EXERCISE INSTRUCTIONS -
Both boundary lines count: repeat, exactly and alone, the lines from the one containing "Reproduce this screenshot" to the one containing "shrink-0 border-r-2 border-[#e3e5e5]", with pictures left out.

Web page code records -
__________

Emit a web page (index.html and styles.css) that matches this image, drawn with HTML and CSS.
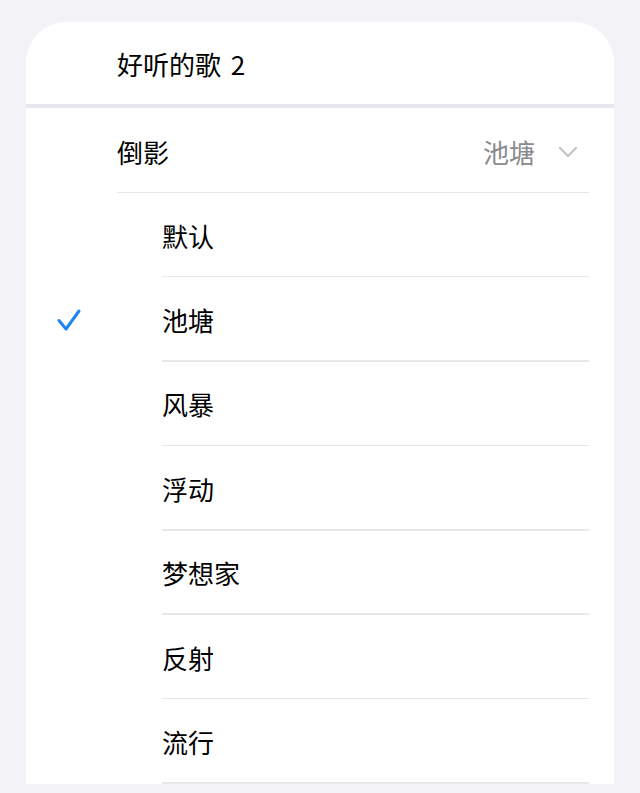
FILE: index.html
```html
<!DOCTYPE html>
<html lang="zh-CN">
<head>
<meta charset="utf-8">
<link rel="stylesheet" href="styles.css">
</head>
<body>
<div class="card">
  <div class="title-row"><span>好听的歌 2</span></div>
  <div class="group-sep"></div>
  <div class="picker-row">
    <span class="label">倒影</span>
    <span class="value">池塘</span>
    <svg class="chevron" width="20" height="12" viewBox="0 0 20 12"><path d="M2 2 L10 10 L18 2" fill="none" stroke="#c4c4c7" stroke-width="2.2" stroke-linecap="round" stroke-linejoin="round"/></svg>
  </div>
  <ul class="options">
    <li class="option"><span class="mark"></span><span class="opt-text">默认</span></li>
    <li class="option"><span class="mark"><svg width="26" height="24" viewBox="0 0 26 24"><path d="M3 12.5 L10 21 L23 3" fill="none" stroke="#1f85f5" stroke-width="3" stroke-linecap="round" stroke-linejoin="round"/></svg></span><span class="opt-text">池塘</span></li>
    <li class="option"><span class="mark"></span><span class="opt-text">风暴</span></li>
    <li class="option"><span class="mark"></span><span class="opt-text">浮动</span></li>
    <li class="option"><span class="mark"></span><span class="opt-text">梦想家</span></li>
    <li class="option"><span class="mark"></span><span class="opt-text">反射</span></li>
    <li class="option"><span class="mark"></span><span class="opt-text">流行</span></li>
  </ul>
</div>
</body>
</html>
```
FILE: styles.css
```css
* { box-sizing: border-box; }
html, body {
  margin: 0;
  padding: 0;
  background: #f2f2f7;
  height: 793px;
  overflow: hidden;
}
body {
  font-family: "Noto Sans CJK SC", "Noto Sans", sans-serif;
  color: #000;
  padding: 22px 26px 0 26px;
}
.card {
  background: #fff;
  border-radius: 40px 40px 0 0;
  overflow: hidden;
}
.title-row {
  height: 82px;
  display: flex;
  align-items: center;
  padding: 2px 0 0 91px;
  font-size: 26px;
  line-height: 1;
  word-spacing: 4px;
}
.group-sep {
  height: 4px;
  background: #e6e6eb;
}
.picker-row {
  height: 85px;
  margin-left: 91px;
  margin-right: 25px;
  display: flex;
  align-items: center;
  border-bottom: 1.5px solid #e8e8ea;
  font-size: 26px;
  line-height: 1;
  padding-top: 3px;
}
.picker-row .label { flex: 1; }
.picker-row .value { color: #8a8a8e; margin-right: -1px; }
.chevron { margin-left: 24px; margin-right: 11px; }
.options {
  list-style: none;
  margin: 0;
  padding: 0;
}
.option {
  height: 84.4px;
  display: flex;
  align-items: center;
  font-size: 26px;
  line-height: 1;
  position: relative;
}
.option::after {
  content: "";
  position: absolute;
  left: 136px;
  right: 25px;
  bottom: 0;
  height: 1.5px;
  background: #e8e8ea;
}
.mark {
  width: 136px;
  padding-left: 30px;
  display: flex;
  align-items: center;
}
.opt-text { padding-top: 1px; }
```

__________

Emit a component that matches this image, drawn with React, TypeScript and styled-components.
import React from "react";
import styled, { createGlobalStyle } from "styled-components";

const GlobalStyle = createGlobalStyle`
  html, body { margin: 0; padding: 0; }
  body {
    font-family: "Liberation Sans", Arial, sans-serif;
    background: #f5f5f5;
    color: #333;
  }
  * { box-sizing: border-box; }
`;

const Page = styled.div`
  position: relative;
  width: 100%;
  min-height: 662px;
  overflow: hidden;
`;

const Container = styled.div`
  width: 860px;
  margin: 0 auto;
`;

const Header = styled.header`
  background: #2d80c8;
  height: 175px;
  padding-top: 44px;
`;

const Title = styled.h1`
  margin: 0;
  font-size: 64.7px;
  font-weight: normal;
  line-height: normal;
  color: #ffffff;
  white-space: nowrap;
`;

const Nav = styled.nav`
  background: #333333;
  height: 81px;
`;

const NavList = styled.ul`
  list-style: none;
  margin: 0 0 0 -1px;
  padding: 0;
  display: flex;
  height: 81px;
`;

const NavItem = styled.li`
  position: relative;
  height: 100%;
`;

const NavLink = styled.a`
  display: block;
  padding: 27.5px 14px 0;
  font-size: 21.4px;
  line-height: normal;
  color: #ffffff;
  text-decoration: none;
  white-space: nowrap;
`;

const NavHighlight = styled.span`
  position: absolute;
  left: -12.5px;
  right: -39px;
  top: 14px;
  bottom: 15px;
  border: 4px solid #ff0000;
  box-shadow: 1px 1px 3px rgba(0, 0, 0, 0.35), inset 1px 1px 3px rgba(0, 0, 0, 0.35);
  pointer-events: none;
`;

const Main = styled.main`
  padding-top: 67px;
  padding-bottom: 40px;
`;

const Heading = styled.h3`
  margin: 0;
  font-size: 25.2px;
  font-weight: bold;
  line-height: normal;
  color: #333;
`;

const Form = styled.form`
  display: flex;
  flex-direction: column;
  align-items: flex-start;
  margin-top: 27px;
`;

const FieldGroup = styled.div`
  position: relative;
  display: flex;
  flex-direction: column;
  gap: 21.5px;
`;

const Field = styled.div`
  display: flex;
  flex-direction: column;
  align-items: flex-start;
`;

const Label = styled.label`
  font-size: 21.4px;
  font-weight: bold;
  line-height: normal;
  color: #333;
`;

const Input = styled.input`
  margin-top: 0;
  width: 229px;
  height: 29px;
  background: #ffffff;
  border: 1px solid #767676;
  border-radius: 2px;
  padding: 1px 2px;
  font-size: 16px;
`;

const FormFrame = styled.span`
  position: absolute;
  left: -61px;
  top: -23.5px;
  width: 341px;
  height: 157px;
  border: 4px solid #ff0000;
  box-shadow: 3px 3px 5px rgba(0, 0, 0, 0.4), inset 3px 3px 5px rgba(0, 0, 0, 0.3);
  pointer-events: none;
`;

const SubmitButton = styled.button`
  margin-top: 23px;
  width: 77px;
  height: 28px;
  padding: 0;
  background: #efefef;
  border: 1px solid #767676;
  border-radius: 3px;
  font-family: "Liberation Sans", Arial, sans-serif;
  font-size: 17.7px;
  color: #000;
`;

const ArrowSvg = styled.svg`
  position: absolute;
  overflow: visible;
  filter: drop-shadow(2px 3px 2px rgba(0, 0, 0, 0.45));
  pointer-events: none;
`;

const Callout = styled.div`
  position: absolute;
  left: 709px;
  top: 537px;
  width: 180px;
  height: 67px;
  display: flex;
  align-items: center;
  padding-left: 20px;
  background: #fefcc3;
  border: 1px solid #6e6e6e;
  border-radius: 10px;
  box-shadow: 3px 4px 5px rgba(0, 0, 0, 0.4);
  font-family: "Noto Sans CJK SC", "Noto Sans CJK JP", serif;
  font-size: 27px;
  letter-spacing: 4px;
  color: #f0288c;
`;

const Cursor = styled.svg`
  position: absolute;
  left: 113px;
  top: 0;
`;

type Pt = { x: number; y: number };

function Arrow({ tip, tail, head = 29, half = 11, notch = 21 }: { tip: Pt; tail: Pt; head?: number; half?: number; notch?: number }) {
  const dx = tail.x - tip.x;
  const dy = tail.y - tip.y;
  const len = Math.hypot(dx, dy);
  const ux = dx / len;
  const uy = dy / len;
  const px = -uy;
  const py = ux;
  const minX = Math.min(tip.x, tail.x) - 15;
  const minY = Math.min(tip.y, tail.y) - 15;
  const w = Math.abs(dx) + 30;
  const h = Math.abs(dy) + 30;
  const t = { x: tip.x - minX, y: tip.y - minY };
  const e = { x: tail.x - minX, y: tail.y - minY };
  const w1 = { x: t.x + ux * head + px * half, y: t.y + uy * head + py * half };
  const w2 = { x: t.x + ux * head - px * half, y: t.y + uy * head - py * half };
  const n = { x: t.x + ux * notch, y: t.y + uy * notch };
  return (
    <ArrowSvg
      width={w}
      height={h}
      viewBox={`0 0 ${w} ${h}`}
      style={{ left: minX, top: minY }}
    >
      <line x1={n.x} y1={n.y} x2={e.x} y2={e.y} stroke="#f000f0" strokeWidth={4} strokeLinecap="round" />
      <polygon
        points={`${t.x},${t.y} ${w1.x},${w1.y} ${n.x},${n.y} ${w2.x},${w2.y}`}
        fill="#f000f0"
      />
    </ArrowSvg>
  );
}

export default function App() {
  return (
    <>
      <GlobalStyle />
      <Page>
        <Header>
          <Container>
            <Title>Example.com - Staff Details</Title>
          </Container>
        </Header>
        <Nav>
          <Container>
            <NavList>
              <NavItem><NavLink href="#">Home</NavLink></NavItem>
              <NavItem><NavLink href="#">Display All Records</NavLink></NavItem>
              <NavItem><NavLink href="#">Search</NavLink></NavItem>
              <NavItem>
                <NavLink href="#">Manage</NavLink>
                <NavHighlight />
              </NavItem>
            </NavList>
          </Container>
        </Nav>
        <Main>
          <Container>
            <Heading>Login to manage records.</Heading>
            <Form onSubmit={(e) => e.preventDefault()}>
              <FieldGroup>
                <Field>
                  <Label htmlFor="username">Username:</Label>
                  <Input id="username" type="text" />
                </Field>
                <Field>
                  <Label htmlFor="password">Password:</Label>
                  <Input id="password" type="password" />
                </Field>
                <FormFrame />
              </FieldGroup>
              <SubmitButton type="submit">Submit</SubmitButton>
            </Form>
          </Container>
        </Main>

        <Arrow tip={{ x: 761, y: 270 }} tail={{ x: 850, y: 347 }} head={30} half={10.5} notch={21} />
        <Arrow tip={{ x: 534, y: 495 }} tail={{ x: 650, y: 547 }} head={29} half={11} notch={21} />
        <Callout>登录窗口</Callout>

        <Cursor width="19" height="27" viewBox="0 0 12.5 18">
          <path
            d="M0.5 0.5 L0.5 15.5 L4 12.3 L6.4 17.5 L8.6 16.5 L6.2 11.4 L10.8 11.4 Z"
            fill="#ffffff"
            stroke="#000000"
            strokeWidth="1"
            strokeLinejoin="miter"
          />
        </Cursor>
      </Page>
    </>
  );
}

__________

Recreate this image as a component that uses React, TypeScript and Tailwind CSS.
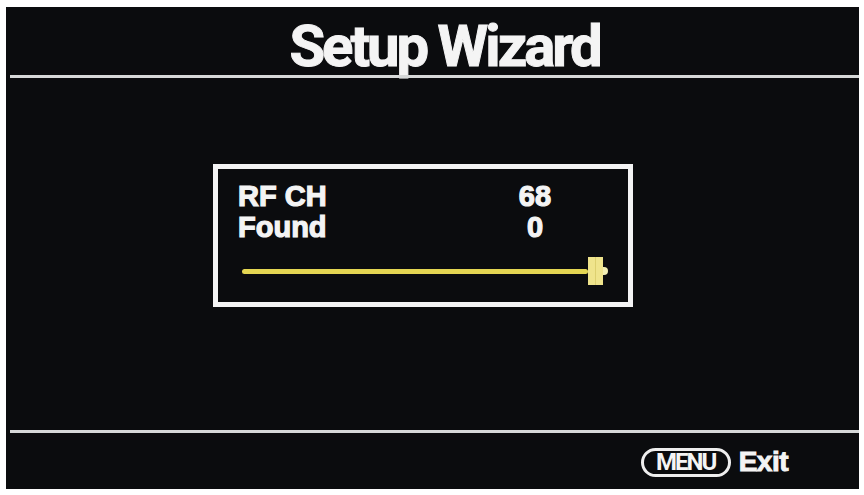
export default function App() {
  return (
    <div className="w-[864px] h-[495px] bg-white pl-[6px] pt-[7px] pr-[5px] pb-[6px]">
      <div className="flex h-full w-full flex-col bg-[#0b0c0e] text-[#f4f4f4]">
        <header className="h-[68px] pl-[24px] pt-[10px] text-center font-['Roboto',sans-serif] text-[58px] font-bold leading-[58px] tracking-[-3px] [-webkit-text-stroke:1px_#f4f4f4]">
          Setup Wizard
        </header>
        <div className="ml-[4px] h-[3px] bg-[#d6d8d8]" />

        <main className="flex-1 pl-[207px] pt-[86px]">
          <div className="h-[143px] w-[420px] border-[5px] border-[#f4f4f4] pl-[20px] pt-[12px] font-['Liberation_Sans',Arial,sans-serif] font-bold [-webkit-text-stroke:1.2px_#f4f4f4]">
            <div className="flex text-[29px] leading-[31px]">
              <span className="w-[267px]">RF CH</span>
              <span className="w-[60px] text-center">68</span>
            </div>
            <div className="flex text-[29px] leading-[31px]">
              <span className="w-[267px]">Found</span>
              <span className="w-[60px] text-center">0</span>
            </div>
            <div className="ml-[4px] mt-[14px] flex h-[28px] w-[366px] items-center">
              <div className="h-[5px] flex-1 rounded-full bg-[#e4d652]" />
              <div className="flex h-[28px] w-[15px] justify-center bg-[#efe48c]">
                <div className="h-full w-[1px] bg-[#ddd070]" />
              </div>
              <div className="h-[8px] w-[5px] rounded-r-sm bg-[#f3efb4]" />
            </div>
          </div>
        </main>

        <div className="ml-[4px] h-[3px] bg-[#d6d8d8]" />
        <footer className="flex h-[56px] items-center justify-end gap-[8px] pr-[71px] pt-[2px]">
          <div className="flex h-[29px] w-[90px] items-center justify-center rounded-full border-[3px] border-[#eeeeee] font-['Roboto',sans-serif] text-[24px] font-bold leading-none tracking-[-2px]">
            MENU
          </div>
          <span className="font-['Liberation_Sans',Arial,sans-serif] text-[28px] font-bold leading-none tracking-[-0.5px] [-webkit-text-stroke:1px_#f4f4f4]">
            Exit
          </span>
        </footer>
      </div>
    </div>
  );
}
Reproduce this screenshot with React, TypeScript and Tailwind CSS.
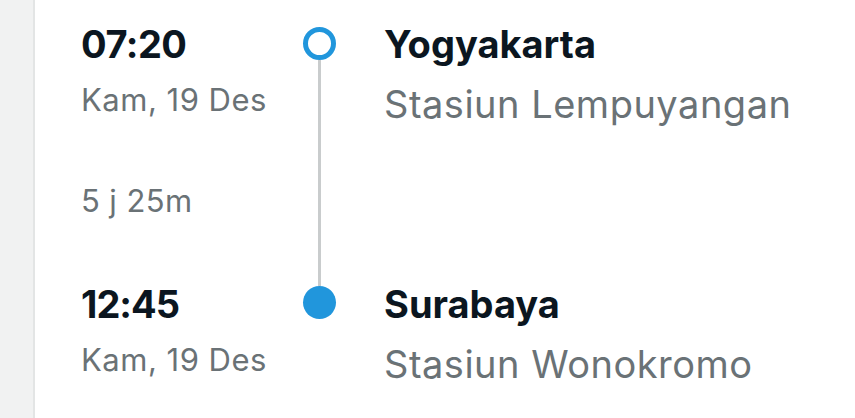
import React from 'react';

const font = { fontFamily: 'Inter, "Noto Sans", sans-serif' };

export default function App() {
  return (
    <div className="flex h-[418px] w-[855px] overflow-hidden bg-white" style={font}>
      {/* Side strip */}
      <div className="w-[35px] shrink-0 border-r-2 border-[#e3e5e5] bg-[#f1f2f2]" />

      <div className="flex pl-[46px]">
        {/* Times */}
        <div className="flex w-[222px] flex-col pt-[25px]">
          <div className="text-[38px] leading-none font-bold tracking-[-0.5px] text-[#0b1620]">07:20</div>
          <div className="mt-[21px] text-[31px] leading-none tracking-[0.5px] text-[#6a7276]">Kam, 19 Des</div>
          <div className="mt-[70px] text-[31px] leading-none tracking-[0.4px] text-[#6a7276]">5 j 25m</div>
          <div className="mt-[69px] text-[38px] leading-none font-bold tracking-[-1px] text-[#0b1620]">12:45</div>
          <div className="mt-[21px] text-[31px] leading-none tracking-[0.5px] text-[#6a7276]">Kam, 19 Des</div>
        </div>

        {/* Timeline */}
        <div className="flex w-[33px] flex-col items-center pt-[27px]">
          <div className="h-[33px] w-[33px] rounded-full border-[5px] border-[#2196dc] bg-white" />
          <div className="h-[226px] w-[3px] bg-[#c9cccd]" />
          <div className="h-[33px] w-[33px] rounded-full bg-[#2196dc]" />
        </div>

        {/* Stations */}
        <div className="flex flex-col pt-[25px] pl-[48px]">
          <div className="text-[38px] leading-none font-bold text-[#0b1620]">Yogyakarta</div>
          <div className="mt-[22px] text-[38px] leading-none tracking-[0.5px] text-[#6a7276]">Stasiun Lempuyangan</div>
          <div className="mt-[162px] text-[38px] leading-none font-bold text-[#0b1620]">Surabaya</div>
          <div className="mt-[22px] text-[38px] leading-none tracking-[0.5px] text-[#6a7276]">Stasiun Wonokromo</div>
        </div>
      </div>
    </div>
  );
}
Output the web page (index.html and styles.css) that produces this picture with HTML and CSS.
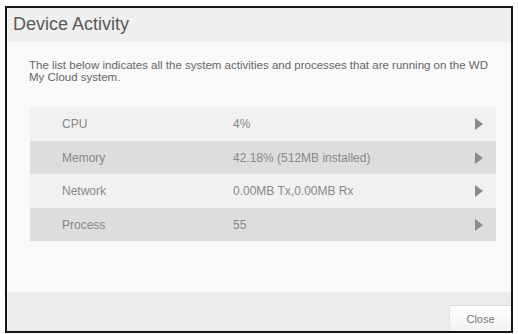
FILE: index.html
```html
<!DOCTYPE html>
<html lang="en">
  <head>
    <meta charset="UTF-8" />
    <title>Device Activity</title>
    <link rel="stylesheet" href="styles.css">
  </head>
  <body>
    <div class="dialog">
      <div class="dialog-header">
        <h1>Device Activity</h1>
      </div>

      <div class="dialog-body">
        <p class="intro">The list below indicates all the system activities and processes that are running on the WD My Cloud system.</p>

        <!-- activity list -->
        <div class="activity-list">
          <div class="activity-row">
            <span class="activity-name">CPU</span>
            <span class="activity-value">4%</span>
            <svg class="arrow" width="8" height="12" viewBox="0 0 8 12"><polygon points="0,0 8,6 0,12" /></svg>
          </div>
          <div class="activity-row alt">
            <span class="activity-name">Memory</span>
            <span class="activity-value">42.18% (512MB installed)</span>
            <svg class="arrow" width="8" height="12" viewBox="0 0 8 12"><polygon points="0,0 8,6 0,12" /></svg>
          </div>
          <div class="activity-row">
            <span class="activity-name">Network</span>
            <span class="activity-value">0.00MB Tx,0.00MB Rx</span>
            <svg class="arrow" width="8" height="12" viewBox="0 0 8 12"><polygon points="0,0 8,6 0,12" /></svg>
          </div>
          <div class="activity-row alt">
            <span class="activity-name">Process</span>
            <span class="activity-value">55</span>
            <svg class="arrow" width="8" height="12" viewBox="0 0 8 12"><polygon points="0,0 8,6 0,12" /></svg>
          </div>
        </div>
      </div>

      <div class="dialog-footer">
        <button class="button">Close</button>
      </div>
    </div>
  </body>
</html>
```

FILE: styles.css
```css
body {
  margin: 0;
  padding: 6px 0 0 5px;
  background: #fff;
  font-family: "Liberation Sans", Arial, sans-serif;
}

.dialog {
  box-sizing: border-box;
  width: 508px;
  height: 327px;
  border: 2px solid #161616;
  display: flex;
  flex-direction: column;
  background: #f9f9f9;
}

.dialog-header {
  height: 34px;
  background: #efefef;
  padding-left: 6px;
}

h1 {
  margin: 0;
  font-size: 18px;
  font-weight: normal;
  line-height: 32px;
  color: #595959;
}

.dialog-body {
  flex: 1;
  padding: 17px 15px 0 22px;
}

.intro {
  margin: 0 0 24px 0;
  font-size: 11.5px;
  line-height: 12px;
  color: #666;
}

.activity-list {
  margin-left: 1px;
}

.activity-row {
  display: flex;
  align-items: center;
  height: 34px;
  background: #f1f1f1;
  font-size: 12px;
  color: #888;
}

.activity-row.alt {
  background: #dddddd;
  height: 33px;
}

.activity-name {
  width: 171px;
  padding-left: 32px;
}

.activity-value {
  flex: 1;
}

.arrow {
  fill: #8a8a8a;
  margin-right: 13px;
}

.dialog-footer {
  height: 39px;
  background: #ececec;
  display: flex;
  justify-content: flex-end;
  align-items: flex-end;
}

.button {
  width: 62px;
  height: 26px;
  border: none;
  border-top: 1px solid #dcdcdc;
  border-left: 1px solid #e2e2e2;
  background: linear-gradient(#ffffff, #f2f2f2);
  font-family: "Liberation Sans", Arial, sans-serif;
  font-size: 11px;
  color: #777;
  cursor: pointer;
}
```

__________

SOLUTION TO THIS EXERCISE -
Reproduce this screenshot with React, TypeScript and Tailwind CSS.
import React from 'react';

const font = { fontFamily: 'Inter, "Noto Sans", sans-serif' };

export default function App() {
  return (
    <div className="flex h-[418px] w-[855px] overflow-hidden bg-white" style={font}>
      {/* Side strip */}
      <div className="w-[35px] shrink-0 border-r-2 border-[#e3e5e5] bg-[#f1f2f2]" />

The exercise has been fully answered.